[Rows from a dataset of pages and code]
----------------------------------------
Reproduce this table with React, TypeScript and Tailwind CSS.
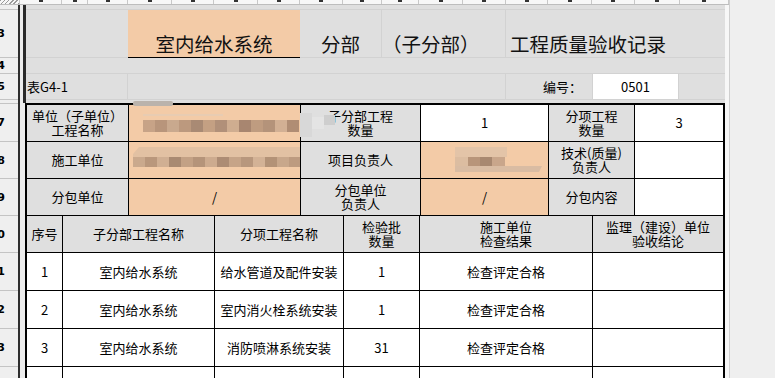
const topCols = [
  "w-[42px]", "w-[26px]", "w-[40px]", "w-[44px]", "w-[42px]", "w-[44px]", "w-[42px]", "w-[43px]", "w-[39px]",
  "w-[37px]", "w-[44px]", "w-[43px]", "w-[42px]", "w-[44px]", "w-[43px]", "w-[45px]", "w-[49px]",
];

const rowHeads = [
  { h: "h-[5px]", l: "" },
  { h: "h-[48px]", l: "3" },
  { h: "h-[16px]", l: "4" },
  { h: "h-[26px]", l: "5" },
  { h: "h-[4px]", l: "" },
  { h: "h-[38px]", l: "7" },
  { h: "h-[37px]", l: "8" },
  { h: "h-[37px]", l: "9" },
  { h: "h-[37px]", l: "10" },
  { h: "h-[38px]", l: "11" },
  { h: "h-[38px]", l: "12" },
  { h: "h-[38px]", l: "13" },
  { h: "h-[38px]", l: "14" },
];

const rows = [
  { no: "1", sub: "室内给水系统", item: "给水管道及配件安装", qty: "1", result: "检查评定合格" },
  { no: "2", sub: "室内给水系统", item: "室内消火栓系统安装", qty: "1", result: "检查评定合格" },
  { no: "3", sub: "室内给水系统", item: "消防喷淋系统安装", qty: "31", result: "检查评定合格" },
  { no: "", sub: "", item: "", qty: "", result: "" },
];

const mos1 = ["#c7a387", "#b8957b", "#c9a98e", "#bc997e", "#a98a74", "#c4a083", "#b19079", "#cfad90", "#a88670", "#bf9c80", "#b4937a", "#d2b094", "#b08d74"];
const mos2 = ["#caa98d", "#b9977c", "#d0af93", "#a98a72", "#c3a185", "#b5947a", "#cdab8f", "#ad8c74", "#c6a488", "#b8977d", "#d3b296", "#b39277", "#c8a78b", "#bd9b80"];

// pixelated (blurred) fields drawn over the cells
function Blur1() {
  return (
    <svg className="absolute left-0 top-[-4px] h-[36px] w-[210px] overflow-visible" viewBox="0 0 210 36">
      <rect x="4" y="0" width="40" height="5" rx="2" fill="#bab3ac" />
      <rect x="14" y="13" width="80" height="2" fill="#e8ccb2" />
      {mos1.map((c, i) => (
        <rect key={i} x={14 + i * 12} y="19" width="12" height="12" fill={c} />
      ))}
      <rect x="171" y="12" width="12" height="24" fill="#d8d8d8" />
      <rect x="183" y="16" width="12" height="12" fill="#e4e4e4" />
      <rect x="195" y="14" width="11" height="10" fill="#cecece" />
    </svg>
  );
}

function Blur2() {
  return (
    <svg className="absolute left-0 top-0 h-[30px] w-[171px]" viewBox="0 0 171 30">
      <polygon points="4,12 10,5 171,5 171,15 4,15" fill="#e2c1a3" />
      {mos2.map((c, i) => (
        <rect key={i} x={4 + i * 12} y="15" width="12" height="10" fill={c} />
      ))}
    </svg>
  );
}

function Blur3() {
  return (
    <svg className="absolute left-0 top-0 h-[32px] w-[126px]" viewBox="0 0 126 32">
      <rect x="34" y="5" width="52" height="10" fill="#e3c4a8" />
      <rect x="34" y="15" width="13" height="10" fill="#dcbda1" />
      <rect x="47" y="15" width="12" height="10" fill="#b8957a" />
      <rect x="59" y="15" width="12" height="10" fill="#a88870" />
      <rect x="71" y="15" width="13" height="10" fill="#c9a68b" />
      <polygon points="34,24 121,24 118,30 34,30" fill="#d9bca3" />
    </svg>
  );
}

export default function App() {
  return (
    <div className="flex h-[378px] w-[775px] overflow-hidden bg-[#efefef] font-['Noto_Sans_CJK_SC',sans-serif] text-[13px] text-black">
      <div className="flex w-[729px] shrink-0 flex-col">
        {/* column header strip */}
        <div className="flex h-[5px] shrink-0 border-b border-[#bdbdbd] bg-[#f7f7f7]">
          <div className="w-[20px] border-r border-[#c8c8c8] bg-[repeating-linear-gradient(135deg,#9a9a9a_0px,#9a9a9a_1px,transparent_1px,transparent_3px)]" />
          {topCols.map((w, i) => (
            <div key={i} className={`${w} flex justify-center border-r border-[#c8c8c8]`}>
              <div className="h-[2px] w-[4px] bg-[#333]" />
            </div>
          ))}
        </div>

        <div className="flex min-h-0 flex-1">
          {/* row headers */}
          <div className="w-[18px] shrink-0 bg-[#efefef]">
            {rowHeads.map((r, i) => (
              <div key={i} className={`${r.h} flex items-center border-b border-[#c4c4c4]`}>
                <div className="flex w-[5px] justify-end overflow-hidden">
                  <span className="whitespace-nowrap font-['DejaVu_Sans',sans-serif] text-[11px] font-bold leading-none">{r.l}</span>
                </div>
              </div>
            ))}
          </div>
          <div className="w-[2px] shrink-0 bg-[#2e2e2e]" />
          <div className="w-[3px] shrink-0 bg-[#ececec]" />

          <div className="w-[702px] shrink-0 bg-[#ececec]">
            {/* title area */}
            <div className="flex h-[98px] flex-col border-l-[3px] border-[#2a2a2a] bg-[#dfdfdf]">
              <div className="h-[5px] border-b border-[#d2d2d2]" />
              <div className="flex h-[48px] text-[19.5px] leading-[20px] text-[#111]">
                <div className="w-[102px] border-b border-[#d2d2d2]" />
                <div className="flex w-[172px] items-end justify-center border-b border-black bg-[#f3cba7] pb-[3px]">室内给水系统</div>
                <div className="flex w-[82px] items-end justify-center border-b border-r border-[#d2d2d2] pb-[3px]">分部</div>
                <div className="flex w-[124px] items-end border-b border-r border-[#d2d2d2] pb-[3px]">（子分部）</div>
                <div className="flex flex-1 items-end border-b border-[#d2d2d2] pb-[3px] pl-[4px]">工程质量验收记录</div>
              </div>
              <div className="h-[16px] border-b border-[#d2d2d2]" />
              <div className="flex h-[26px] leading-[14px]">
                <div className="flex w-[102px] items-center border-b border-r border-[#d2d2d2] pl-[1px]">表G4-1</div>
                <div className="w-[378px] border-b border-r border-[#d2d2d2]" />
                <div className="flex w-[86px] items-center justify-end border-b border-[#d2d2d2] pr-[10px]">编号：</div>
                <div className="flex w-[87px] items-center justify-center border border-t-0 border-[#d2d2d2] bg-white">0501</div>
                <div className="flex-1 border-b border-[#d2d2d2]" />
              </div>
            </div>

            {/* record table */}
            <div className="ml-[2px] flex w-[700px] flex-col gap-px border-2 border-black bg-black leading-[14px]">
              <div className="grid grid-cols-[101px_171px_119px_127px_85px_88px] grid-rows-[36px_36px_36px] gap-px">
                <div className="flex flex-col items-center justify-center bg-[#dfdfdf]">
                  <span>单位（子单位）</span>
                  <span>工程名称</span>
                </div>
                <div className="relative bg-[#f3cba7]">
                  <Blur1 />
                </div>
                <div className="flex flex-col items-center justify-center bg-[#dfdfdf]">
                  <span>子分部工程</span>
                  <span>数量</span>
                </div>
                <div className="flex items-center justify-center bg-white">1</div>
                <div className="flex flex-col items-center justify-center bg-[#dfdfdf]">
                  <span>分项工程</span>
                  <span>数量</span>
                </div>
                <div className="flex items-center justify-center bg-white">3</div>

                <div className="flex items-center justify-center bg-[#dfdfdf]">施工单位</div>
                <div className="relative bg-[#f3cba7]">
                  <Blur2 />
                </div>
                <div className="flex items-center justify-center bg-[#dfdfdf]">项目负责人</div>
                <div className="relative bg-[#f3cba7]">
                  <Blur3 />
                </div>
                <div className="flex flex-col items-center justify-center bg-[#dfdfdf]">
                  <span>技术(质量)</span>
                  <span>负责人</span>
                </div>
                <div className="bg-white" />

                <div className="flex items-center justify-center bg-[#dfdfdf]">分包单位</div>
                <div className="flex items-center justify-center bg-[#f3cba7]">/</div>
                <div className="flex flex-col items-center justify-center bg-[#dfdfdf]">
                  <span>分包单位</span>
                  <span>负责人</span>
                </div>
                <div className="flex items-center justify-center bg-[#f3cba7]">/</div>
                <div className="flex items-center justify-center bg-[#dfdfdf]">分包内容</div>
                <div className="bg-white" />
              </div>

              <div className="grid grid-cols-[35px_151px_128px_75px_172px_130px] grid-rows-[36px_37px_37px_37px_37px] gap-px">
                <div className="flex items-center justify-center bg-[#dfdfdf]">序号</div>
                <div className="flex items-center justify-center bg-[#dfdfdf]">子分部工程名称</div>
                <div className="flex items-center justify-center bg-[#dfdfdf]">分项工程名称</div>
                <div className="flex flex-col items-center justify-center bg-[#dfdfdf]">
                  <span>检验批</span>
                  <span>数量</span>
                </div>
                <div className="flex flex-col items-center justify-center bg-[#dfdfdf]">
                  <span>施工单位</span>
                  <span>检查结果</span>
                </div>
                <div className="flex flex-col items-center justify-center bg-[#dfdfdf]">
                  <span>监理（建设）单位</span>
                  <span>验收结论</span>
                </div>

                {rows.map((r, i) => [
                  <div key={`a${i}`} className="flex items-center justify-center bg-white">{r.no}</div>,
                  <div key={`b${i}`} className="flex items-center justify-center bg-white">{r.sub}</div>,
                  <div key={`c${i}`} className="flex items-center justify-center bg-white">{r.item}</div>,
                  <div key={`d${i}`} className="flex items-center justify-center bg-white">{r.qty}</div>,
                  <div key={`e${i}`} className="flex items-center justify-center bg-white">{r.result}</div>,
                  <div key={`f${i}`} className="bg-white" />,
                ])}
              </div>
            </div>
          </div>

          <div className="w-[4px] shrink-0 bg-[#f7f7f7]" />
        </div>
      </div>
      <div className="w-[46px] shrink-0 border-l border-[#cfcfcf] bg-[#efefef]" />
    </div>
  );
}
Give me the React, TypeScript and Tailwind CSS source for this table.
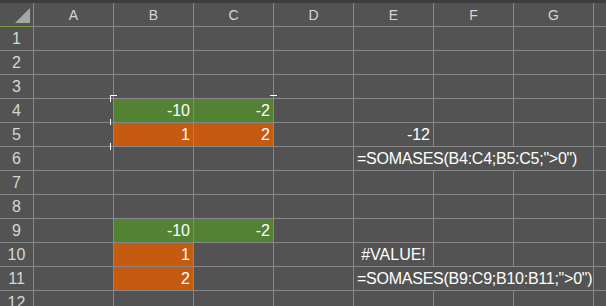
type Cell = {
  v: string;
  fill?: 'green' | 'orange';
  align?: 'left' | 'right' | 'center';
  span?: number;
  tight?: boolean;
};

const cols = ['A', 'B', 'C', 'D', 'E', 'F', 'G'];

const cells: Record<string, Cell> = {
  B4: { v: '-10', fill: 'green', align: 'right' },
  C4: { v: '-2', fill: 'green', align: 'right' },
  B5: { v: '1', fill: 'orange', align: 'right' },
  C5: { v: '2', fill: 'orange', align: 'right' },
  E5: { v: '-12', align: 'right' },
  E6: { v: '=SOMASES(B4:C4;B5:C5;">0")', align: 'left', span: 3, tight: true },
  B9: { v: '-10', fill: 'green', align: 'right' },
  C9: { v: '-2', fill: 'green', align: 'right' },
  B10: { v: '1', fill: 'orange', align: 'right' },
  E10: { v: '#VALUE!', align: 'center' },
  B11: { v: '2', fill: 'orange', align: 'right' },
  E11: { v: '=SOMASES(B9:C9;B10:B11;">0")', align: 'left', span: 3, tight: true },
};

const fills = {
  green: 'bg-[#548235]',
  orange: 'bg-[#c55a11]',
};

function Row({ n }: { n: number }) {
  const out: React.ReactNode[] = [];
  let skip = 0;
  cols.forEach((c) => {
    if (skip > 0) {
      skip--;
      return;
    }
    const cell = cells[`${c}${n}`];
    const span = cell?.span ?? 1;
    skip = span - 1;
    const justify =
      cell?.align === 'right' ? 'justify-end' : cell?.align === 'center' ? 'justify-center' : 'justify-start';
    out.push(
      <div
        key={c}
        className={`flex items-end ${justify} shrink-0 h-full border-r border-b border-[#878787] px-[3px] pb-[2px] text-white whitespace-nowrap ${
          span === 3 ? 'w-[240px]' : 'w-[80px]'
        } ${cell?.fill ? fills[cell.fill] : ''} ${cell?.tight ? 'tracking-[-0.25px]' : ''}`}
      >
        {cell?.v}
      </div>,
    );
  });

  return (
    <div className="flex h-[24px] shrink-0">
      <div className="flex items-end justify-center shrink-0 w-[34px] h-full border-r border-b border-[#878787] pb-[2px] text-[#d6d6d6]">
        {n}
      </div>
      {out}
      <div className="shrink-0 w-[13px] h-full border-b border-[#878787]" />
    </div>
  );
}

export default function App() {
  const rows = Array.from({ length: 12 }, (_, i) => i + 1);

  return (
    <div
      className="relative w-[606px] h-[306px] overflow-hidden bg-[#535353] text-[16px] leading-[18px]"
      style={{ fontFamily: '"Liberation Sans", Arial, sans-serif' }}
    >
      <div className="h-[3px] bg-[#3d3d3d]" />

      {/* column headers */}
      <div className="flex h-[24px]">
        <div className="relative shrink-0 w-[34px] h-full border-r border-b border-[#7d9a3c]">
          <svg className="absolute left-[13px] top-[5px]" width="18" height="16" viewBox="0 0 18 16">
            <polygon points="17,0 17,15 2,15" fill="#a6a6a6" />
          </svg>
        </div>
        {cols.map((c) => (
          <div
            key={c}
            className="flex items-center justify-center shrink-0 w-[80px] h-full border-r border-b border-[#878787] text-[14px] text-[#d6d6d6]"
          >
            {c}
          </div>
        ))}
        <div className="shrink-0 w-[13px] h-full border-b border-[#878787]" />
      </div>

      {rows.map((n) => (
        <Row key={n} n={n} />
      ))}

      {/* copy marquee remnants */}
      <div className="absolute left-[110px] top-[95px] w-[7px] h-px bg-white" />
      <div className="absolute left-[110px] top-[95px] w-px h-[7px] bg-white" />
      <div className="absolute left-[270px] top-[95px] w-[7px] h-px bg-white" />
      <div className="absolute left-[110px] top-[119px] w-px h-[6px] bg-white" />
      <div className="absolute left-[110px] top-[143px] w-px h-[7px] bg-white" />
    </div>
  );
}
----------------------------------------
Required task:
Start at the line that contains "Give me the", stop at the line that contains "const cols = ['A', 'B', 'C', 'D', 'E', 'F', 'G'];", and reproduce each line in that stretch exactly. Pictures are excluded.

Worked answer:
Give me the React, TypeScript and Tailwind CSS source for this table.
type Cell = {
  v: string;
  fill?: 'green' | 'orange';
  align?: 'left' | 'right' | 'center';
  span?: number;
  tight?: boolean;
};

const cols = ['A', 'B', 'C', 'D', 'E', 'F', 'G'];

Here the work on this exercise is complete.